XP Day 2005
November in London is the time of frosty mornings, rainy evenings, fireside drinks in cosy pubs and XP Day. As ever, the byline is "More than XP. More than one day." There are two days and three tracks of sessions on all sorts of topics, an open space where anybody can hold forth or create a poster and two fascinating keynote speakers, Tim Lister and William Gaver. XP Day sells out early, so if you want to come you'll have to register soon.
This is my second (and last) year as co-programme chair. Last year the submission and review process was a lot of work - presenters submitted session proposals to the chairs by email and the whole programme committee read and reviewed them before the chairs collated the reviews and responded to every submission. This year I was determined to do something to reduce the workload.

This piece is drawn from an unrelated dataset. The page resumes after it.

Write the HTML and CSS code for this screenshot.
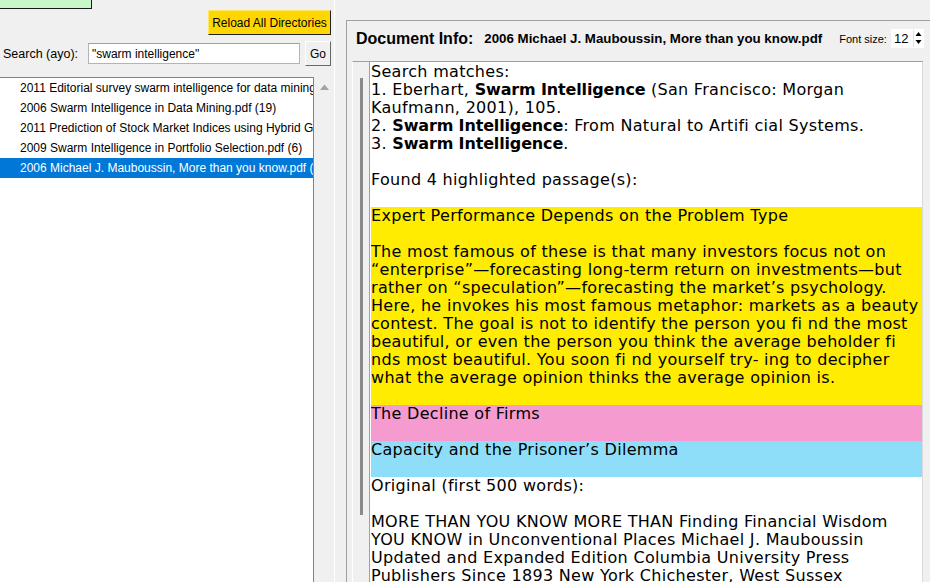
FILE: index.html
```html
<!DOCTYPE html>
<html lang="en">
<head>
  <meta charset="UTF-8">
  <title>PDF Highlight Browser</title>
  <link rel="stylesheet" href="styles.css">
</head>
<body>
  <div class="app">

    <!-- Left: directories + search + file list -->
    <div class="left">
      <div class="tree-btn"><span>Load tree</span></div>

      <div class="reload-row">
        <button class="reload-btn">Reload All Directories</button>
      </div>

      <div class="search-row">
        <label class="search-label">Search (ayo):</label>
        <input class="search-input" type="text" value="&quot;swarm intelligence&quot;">
        <button class="go-btn">Go</button>
      </div>

      <div class="list-wrap">
        <ul class="file-list">
          <li>2011 Editorial survey swarm intelligence for data mining.pdf (4)</li>
          <li>2006 Swarm Intelligence in Data Mining.pdf (19)</li>
          <li>2011 Prediction of Stock Market Indices using Hybrid Genetic Algorithm.pdf (2)</li>
          <li>2009 Swarm Intelligence in Portfolio Selection.pdf (6)</li>
          <li class="selected">2006 Michael J. Mauboussin, More than you know.pdf (3)</li>
        </ul>
        <div class="list-scroll">
          <svg width="9" height="6" viewBox="0 0 9 6"><polygon points="0,6 4.5,0.5 9,6" fill="#a3a3a3"/></svg>
        </div>
      </div>
    </div>

    <div class="sash"></div>

    <!-- Right: document info -->
    <div class="right">
      <div class="group">
        <div class="doc-header">
          <span class="doc-title">Document Info:</span>
          <span class="doc-name">2006 Michael J. Mauboussin, More than you know.pdf</span>
          <span class="font-label">Font size:</span>
          <div class="spin">
            <span class="spin-value">12</span>
            <div class="spin-arrows">
              <svg width="9" height="8" viewBox="0 0 9 8"><polygon points="1.5,6 4.5,2 7.5,6" fill="#000"/></svg>
              <svg width="9" height="8" viewBox="0 0 9 8"><polygon points="1.5,2 4.5,6 7.5,2" fill="#000"/></svg>
            </div>
          </div>
        </div>

        <div class="text-frame">
          <div class="track"><div class="thumb"></div></div>
          <div class="text">
            <div class="ln">Search matches:</div>
            <div class="ln">1. Eberhart, <b>Swarm Intelligence</b> (San Francisco: Morgan</div>
            <div class="ln">Kaufmann, 2001), 105.</div>
            <div class="ln">2. <b>Swarm Intelligence</b>: From Natural to Artifi cial Systems.</div>
            <div class="ln">3. <b>Swarm Intelligence</b>.</div>
            <div class="ln"></div>
            <div class="ln">Found 4 highlighted passage(s):</div>
            <div class="ln"></div>

            <div class="hl hl-yellow">
              <div class="ln">Expert Performance Depends on the Problem Type</div>
              <div class="ln"></div>
              <div class="ln">The most famous of these is that many investors focus not on</div>
              <div class="ln">“enterprise”—forecasting long-term return on investments—but</div>
              <div class="ln">rather on “speculation”—forecasting the market’s psychology.</div>
              <div class="ln">Here, he invokes his most famous metaphor: markets as a beauty</div>
              <div class="ln">contest. The goal is not to identify the person you fi nd the most</div>
              <div class="ln">beautiful, or even the person you think the average beholder fi</div>
              <div class="ln">nds most beautiful. You soon fi nd yourself try- ing to decipher</div>
              <div class="ln">what the average opinion thinks the average opinion is.</div>
              <div class="ln"></div>
            </div>
            <div class="hl hl-pink">
              <div class="ln">The Decline of Firms</div>
              <div class="ln"></div>
            </div>
            <div class="hl hl-blue">
              <div class="ln">Capacity and the Prisoner’s Dilemma</div>
              <div class="ln"></div>
            </div>

            <div class="ln">Original (first 500 words):</div>
            <div class="ln"></div>
            <div class="ln">MORE THAN YOU KNOW MORE THAN Finding Financial Wisdom</div>
            <div class="ln">YOU KNOW in Unconventional Places Michael J. Mauboussin</div>
            <div class="ln">Updated and Expanded Edition Columbia University Press</div>
            <div class="ln">Publishers Since 1893 New York Chichester, West Sussex</div>
          </div>
        </div>
      </div>
    </div>

  </div>
</body>
</html>
```

FILE: styles.css
```css
body {
  margin: 0;
  width: 930px;
  height: 582px;
  overflow: hidden;
  background-color: #f0f0f0;
  font-family: 'Liberation Sans', Arial, sans-serif;
  font-size: 12px;
  color: #000;
}
.app {
  display: flex;
  height: 582px;
}

/* left column */
.left {
  width: 334px;
  display: flex;
  flex-direction: column;
}
.tree-btn {
  width: 91px;
  height: 8px;
  flex-shrink: 0;
  background-color: #c8f8c8;
  border-right: 1px solid #1a1a1a;
  border-bottom: 1px solid #1a1a1a;
  overflow: hidden;
}
.tree-btn span {
  display: block;
  margin-top: -11px;
  line-height: 12px;
  text-align: center;
}
.reload-row {
  display: flex;
  justify-content: flex-end;
  padding-right: 3px;
  margin-top: 1px;
}
button {
  font-family: inherit;
  font-size: 12px;
  color: #000;
  padding: 0;
  cursor: pointer;
}
.reload-btn {
  width: 123px;
  height: 25px;
  background-color: #ffd700;
  border: 1px solid;
  border-color: #ffe866 #222 #222 #ffe866;
}
.search-row {
  display: flex;
  align-items: center;
  margin-top: 6px;
  height: 25px;
}
.search-label {
  width: 86px;
  padding-left: 3px;
  box-sizing: border-box;
  font-size: 12.5px;
}
.search-input {
  width: 212px;
  height: 21px;
  box-sizing: border-box;
  margin: 0 0 0 2px;
  padding: 0 3px;
  border: 1px solid #b4b4b4;
  border-top-color: #a0a0a0;
  font-family: inherit;
  font-size: 12px;
  outline: none;
}
.go-btn {
  width: 26px;
  height: 25px;
  margin-left: 5px;
  background-color: #f0f0f0;
  border: 1px solid;
  border-color: #fff #696969 #696969 #fff;
}
.list-wrap {
  flex: 1;
  min-height: 0;
  display: flex;
  margin-top: 11px;
}
.file-list {
  list-style: none;
  margin: 0;
  padding: 0;
  width: 313px;
  background: #fff;
  border-top: 1px solid #828282;
  border-right: 1px solid #828282;
  overflow: hidden;
}
.file-list li {
  height: 20px;
  line-height: 20px;
  padding-left: 20px;
  white-space: nowrap;
}
.file-list li.selected {
  background-color: #0078d7;
  color: #fff;
}
.list-scroll {
  width: 20px;
  padding-top: 7px;
  display: flex;
  justify-content: center;
}
.list-scroll svg {
  display: block;
}

.sash {
  width: 11px;
  border-left: 1px solid #fff;
}

/* right column */
.right {
  flex: 1;
  padding-top: 20px;
}
.group {
  height: 562px;
  border-top: 1px solid #a0a0a0;
  border-left: 1px solid #a0a0a0;
  display: flex;
  flex-direction: column;
}
.doc-header {
  display: flex;
  align-items: center;
  flex-shrink: 0;
  height: 40px;
  box-sizing: border-box;
  padding: 0 0 5px 9px;
  white-space: nowrap;
}
.doc-title {
  font-size: 16px;
  font-weight: bold;
}
.doc-name {
  font-size: 13.3px;
  font-weight: bold;
  margin-left: 11px;
}
.font-label {
  font-size: 11px;
  margin-left: 17px;
}
.spin {
  display: flex;
  align-items: center;
  width: 33px;
  height: 19px;
  margin-left: 4px;
  background: #fff;
  font-size: 13px;
}
.spin-value {
  flex: 1;
  padding-left: 3px;
}
.spin-arrows {
  display: flex;
  flex-direction: column;
  width: 10px;
  height: 17px;
  border-left: 1px solid #e0e0e0;
}
.spin-arrows svg {
  display: block;
}

.text-frame {
  flex: 1;
  min-height: 0;
  display: flex;
  width: 571px;
  margin-left: 5px;
  box-sizing: border-box;
  border-top: 1px solid #a0a0a0;
  border-left: 1px solid #fff;
}
.track {
  width: 16px;
}
.thumb {
  width: 3px;
  height: 437px;
  margin: 16px 0 0 7px;
  background-color: #8a8a8a;
}
.text {
  flex: 1;
  background: #fff;
  border-left: 1px solid #a0a0a0;
  border-right: 1px solid #dadada;
  padding: 1px 0 0 1px;
  font-family: 'DejaVu Sans', Verdana, sans-serif;
  font-size: 16px;
  letter-spacing: 0.3px;
  color: #000;
  overflow: hidden;
}
.text b {
  letter-spacing: -0.15px;
}
.ln {
  height: 18px;
  line-height: 18px;
  white-space: pre;
  overflow: hidden;
}
.hl-yellow {
  background-color: #ffec00;
}
.hl-pink {
  background-color: #f59bcf;
}
.hl-blue {
  background-color: #8fdef9;
}
```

Luckily I met up with the organisers of Benelux XP Day at SPA who suggested using a wiki for both submissions and reviews, and using a fully open peer-review process in which everyone who submitted sessions also had to review those submitted by others. This mostly worked very well. The only drawback was that presenters from non-technical backgrounds were put off by having to use wiki markup. I can see their point; I don't like it either. Next year we might try to use a WYSIWYG wiki engine or let submissions be uploaded in Word format.
I think the system worked especially well during the review phase because each review was short, didn't need any markup and the wiki engine had explicit support for discussing articles. We gave every potential presenter 5 votes that they could assign to other sessions as they saw fit. We chose this scheme because we expected that people would only give favourable reviews because every review is signed by the reviewer and can be read by the reviewee. In practice this is what happened, but because people allocated their votes to different submissions we got a good idea about the relative popularity of different submissions and could concentrate on creating a balanced programme from the most popular.
Another advantage of the new submission and review process is that I've had time to prepare a session for this year. I will be running a workshop on what to do Before Iteration Zero with Steve Freeman. I hope to see you there.